▶ _Task goal_: Copy out the lines that include the word "table".

▶ _Available data_:

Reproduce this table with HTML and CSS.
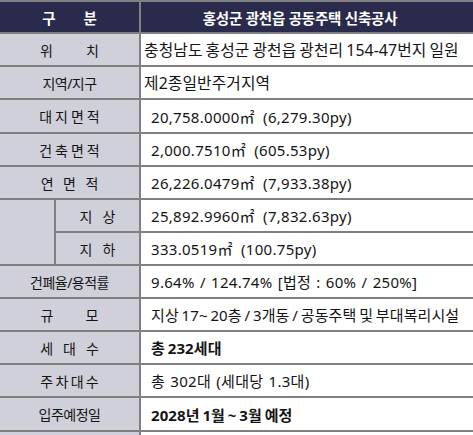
FILE: index.html
```html
<!DOCTYPE html>
<html lang="ko">
<head>
<meta charset="utf-8">
<title>홍성군 광천읍 공동주택 신축공사</title>
<link rel="stylesheet" href="styles.css">
</head>
<body>
<table class="spec">
  <colgroup>
    <col class="c1"><col class="c2"><col class="c3">
  </colgroup>
  <tr class="head">
    <th colspan="2" class="hl"><span class="sp sp28">구분</span></th>
    <th class="hr">홍성군 광천읍 공동주택 신축공사</th>
  </tr>
  <tr>
    <td colspan="2" class="lab"><span class="sp sp33">위치</span></td>
    <td class="val tight snug">충청남도 홍성군 광천읍 광천리 154-47번지 일원</td>
  </tr>
  <tr>
    <td colspan="2" class="lab">지역/지구</td>
    <td class="val tight snug">제2종일반주거지역</td>
  </tr>
  <tr class="tall">
    <td colspan="2" class="lab"><span class="sp sp3">대지면적</span></td>
    <td class="val">20,758.0000<span class="unit">㎡</span> (6,279.30py)</td>
  </tr>
  <tr>
    <td colspan="2" class="lab"><span class="sp sp3">건축면적</span></td>
    <td class="val">2,000.7510<span class="unit">㎡</span> (605.53py)</td>
  </tr>
  <tr>
    <td colspan="2" class="lab"><span class="sp sp9">연면적</span></td>
    <td class="val">26,226.0479<span class="unit">㎡</span> (7,933.38py)</td>
  </tr>
  <tr>
    <td rowspan="2" class="lab"></td>
    <td class="lab"><span class="sp sp10">지상</span></td>
    <td class="val">25,892.9960<span class="unit">㎡</span> (7,832.63py)</td>
  </tr>
  <tr>
    <td class="lab"><span class="sp sp10">지하</span></td>
    <td class="val">333.0519<span class="unit">㎡</span> (100.75py)</td>
  </tr>
  <tr>
    <td colspan="2" class="lab">건폐율/용적률</td>
    <td class="val">9.64% / 124.74% [법정 : 60% / 250%]</td>
  </tr>
  <tr>
    <td colspan="2" class="lab"><span class="sp sp32">규모</span></td>
    <td class="val snug">지상 17~ 20층 / 3개동 / 공동주택 및 부대복리시설</td>
  </tr>
  <tr>
    <td colspan="2" class="lab"><span class="sp sp10">세대수</span></td>
    <td class="val snug strong">총 232세대</td>
  </tr>
  <tr>
    <td colspan="2" class="lab"><span class="sp sp2">주차대수</span></td>
    <td class="val">총 302대 (세대당 1.3대)</td>
  </tr>
  <tr class="tall">
    <td colspan="2" class="lab">입주예정일</td>
    <td class="val snug strong">2028년 1월 ~ 3월 예정</td>
  </tr>
  <tr>
    <td colspan="2" class="lab"></td>
    <td class="val"></td>
  </tr>
</table>
</body>
</html>
```
FILE: styles.css
```css
html, body {
  margin: 0;
  padding: 0;
  background: #ffffff;
  overflow: hidden;
}

.spec {
  width: 473px;
  table-layout: fixed;
  border-collapse: separate;
  border-spacing: 0;
  border-top: 2px solid #808080;
  font-family: "Noto Sans", "Noto Sans CJK KR", sans-serif;
  color: #141414;
}

.c1 { width: 56px; }
.c2 { width: 85px; }

.spec tr { height: 33px; }
.spec tr.head { height: 32px; }
.spec tr.tall { height: 34px; }

.spec th,
.spec td {
  padding: 0;
  border-bottom: 2px solid #808080;
  vertical-align: middle;
  white-space: nowrap;
  overflow: hidden;
}

.spec .head th {
  background: #2a2a4d;
  color: #ffffff;
  font-weight: 700;
  font-size: 14.5px;
  letter-spacing: -0.2px;
}

.spec .hl {
  text-align: center;
  border-right: 2px solid #808080;
}

.spec .hr {
  text-align: center;
  padding-right: 14px;
}

.spec .lab {
  background: #cfd0d9;
  text-align: center;
  font-size: 14px;
  letter-spacing: -0.5px;
  border-right: 2px solid #808080;
}

.spec .val {
  background: #ffffff;
  font-size: 15px;
  letter-spacing: 0.3px;
  word-spacing: 1px;
  padding-left: 10px;
  text-align: left;
}

.spec .val.snug {
  letter-spacing: 0.1px;
  word-spacing: -1.2px;
}

.spec .val.tight {
  font-size: 15.8px;
  padding-left: 3px;
}

.spec .val.strong {
  font-weight: 700;
}

.unit {
  margin-right: 3px;
}

.sp { display: inline; }
.sp2 { letter-spacing: 2.3px; margin-right: -2.3px; }
.sp3 { letter-spacing: 3px; margin-right: -3px; }
.sp9 { letter-spacing: 9.5px; margin-right: -9.5px; }
.sp10 { letter-spacing: 10px; margin-right: -10px; }
.sp28 { letter-spacing: 28px; margin-right: -28px; }
.sp32 { letter-spacing: 32px; margin-right: -32px; }
.sp33 { letter-spacing: 33px; margin-right: -33px; }
```
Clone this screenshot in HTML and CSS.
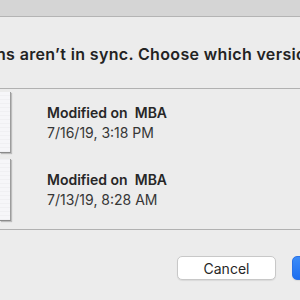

▶ _Solution to this problem_:
Reproduce this table with HTML and CSS.
<table class="spec">
</table>
  table-layout: fixed;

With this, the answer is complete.